>> BEGIN Data section
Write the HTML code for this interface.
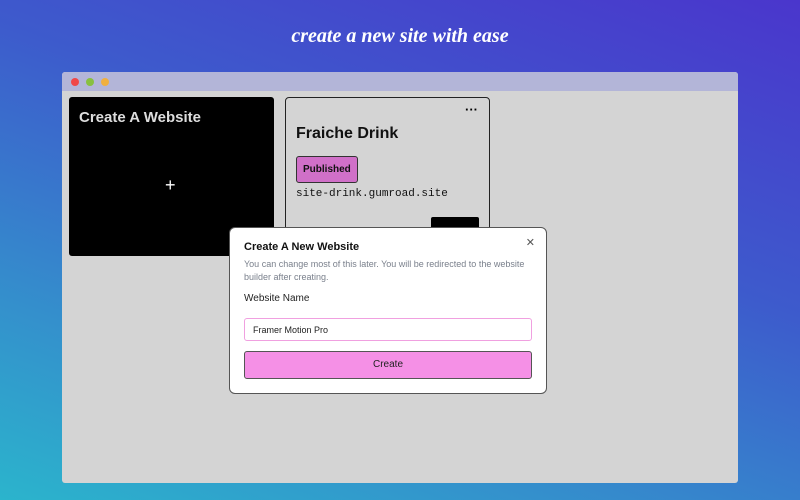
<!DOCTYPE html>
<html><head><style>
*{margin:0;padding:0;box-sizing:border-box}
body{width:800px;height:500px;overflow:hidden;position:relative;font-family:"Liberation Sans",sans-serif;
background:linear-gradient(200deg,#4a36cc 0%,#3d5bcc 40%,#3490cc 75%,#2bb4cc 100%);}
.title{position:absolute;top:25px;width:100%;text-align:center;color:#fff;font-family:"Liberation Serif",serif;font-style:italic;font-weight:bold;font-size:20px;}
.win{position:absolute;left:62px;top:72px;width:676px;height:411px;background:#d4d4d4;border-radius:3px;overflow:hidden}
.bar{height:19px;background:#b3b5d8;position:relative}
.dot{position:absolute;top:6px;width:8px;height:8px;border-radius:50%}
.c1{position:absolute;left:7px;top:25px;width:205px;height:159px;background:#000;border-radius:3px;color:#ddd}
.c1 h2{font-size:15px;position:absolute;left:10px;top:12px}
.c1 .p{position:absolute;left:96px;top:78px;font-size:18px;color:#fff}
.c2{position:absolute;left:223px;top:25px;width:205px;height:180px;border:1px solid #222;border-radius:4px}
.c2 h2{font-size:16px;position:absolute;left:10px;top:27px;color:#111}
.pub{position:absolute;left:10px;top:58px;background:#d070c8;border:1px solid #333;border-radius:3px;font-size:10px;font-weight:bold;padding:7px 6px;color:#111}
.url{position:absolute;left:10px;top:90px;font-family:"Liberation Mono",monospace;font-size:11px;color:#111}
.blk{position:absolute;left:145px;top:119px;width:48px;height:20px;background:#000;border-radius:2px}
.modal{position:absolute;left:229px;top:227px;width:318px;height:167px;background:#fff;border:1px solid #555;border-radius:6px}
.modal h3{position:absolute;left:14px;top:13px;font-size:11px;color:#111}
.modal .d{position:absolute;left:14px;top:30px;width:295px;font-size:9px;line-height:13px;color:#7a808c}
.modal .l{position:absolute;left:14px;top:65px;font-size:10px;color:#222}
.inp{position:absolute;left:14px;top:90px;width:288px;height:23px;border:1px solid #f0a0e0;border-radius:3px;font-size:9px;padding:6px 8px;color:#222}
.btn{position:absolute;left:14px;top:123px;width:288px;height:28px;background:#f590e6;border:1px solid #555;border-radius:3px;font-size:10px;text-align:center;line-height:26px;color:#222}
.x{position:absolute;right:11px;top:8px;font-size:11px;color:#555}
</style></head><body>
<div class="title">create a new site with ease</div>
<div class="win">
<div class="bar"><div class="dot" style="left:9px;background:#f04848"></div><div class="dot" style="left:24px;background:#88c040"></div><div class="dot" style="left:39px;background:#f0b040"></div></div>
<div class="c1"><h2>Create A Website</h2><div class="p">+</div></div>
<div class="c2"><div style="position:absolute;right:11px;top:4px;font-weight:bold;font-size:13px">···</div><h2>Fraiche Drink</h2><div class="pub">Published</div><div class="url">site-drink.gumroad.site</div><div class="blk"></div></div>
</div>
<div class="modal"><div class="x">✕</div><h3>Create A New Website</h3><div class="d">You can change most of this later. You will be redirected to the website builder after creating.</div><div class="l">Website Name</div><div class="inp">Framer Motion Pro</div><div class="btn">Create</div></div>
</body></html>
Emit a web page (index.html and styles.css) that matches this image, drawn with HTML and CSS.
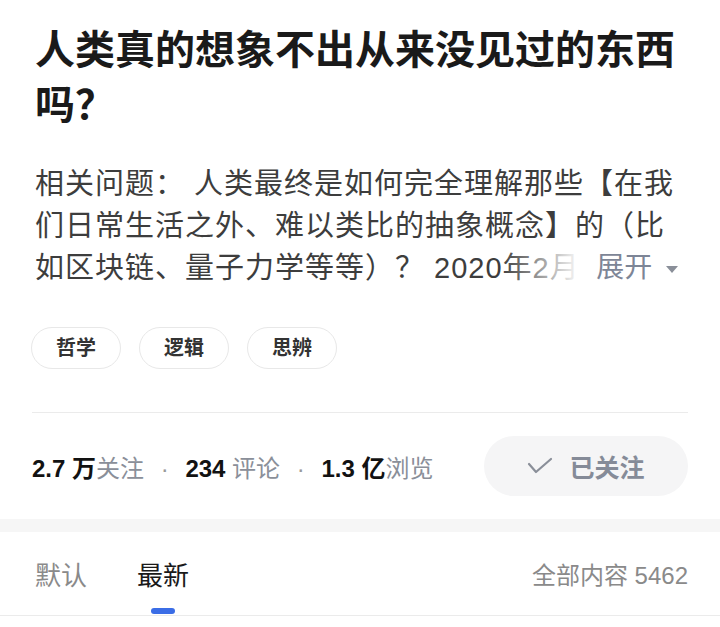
>> END Data section
• **To be done**: Transcribe every entry above exactly. Omit all pictures.

• **Solution**:
Write the HTML code for this interface.
<!DOCTYPE html>
<html><head><style>
*{margin:0;padding:0;box-sizing:border-box}
body{width:800px;height:500px;overflow:hidden;position:relative;font-family:"Liberation Sans",sans-serif;
background:linear-gradient(200deg,#4a36cc 0%,#3d5bcc 40%,#3490cc 75%,#2bb4cc 100%);}
.title{position:absolute;top:25px;width:100%;text-align:center;color:#fff;font-family:"Liberation Serif",serif;font-style:italic;font-weight:bold;font-size:20px;}
.win{position:absolute;left:62px;top:72px;width:676px;height:411px;background:#d4d4d4;border-radius:3px;overflow:hidden}
.bar{height:19px;background:#b3b5d8;position:relative}
.dot{position:absolute;top:6px;width:8px;height:8px;border-radius:50%}
.c1{position:absolute;left:7px;top:25px;width:205px;height:159px;background:#000;border-radius:3px;color:#ddd}
.c1 h2{font-size:15px;position:absolute;left:10px;top:12px}
.c1 .p{position:absolute;left:96px;top:78px;font-size:18px;color:#fff}
.c2{position:absolute;left:223px;top:25px;width:205px;height:180px;border:1px solid #222;border-radius:4px}
.c2 h2{font-size:16px;position:absolute;left:10px;top:27px;color:#111}
.pub{position:absolute;left:10px;top:58px;background:#d070c8;border:1px solid #333;border-radius:3px;font-size:10px;font-weight:bold;padding:7px 6px;color:#111}
.url{position:absolute;left:10px;top:90px;font-family:"Liberation Mono",monospace;font-size:11px;color:#111}
.blk{position:absolute;left:145px;top:119px;width:48px;height:20px;background:#000;border-radius:2px}
.modal{position:absolute;left:229px;top:227px;width:318px;height:167px;background:#fff;border:1px solid #555;border-radius:6px}
.modal h3{position:absolute;left:14px;top:13px;font-size:11px;color:#111}
.modal .d{position:absolute;left:14px;top:30px;width:295px;font-size:9px;line-height:13px;color:#7a808c}
.modal .l{position:absolute;left:14px;top:65px;font-size:10px;color:#222}
.inp{position:absolute;left:14px;top:90px;width:288px;height:23px;border:1px solid #f0a0e0;border-radius:3px;font-size:9px;padding:6px 8px;color:#222}
.btn{position:absolute;left:14px;top:123px;width:288px;height:28px;background:#f590e6;border:1px solid #555;border-radius:3px;font-size:10px;text-align:center;line-height:26px;color:#222}
.x{position:absolute;right:11px;top:8px;font-size:11px;color:#555}
</style></head><body>
<div class="title">create a new site with ease</div>
<div class="win">
<div class="bar"><div class="dot" style="left:9px;background:#f04848"></div><div class="dot" style="left:24px;background:#88c040"></div><div class="dot" style="left:39px;background:#f0b040"></div></div>
<div class="c1"><h2>Create A Website</h2><div class="p">+</div></div>
<div class="c2"><div style="position:absolute;right:11px;top:4px;font-weight:bold;font-size:13px">···</div><h2>Fraiche Drink</h2><div class="pub">Published</div><div class="url">site-drink.gumroad.site</div><div class="blk"></div></div>
</div>
<div class="modal"><div class="x">✕</div><h3>Create A New Website</h3><div class="d">You can change most of this later. You will be redirected to the website builder after creating.</div><div class="l">Website Name</div><div class="inp">Framer Motion Pro</div><div class="btn">Create</div></div>
</body></html>
Emit a web page (index.html and styles.css) that matches this image, drawn with HTML and CSS.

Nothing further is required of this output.